The Valley of Secrets
Ages 12 and up
Unabridged Audiobook (Cassette)
Read by Charles Keating
Listening Library, 2005, 0-307-20651-3
Lansbury Hall is a strange place, so strange in fact that people living in the nearby village avoid it at all costs. No one and nothing has gone in or come out of the place in years. Then one day Fernley the postman finds a letter lying on the road outside the gates of the Hall and a whole extraordinary chain of events begins to unfold.
Stephen was raised in an orphanage and now he is in London, feeling very lost and at a loose end. What is he supposed to do now that his course is over? If only he had a home to go to but he doesn’t. If only he knew who he was, but he doesn’t know that either.

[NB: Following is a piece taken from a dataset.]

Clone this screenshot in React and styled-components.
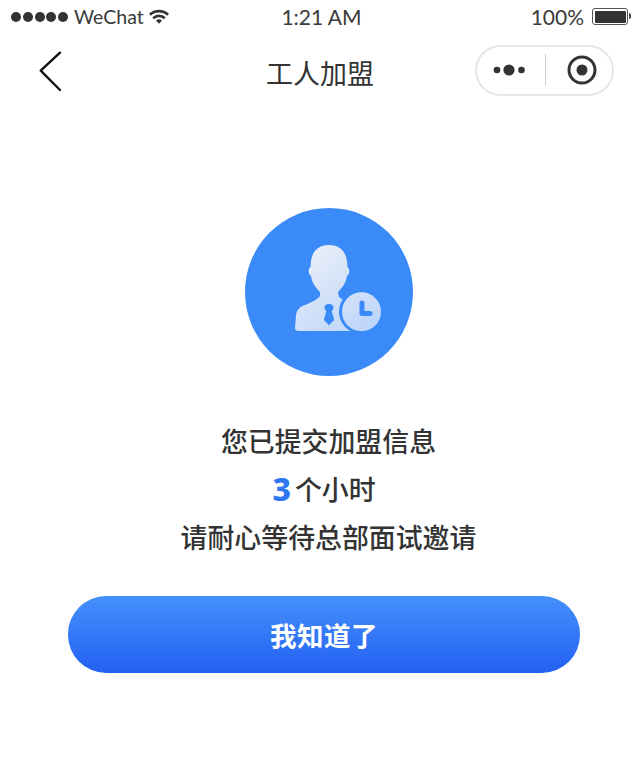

Then Stephen gets a letter summoning him to a solicitor’s office and there he discovers that his full name is Stephen Lansbury and that he has inherited a place in Cornwall called Lansbury Hall.
With nothing else to do Stephen sets off for his new home not knowing what to expect or what is expected of him. His great uncle’s will suggests that he will have some role to play at the Hall but Stephen does not understand what that role could be. Even after he gets there it takes Stephen a while to discover that Lansbury Hall is hiding an incredible, wonderful secret, a secret he will have to keep and protect as best he can.
With a strong environmental message this novel is both powerful and fascinating. The author’s concern for the destruction of our environment is evident but it is so skillfully woven into the fabric of her extraordinary tale that the reader does not feel that he or she is being preached to. Carefully spun out and sprinkled with clues about what may lie in the future, listeners will find themselves unable to stop listening to the story once they have begun it. Through Stephen we discover that the destruction of the Amazonian rainforest is something that has been going on for a long time and that its destruction is a terrible loss for the whole world. We quickly warm to Stephen wanting him to find his place in the world and hoping that he can fulfill his dreams and his potential. Perhaps he will be able to do something that will really make a difference.
Charles Keating is a remarkable narrator who seems to be able to transform himself into each and every character. With great ease his goes from being a Cornish postmistress to a young man whose nervousness and feelings of uncertainty come out clearly in his ‘voice.’ Each transition is seamless and each character is completely convincing.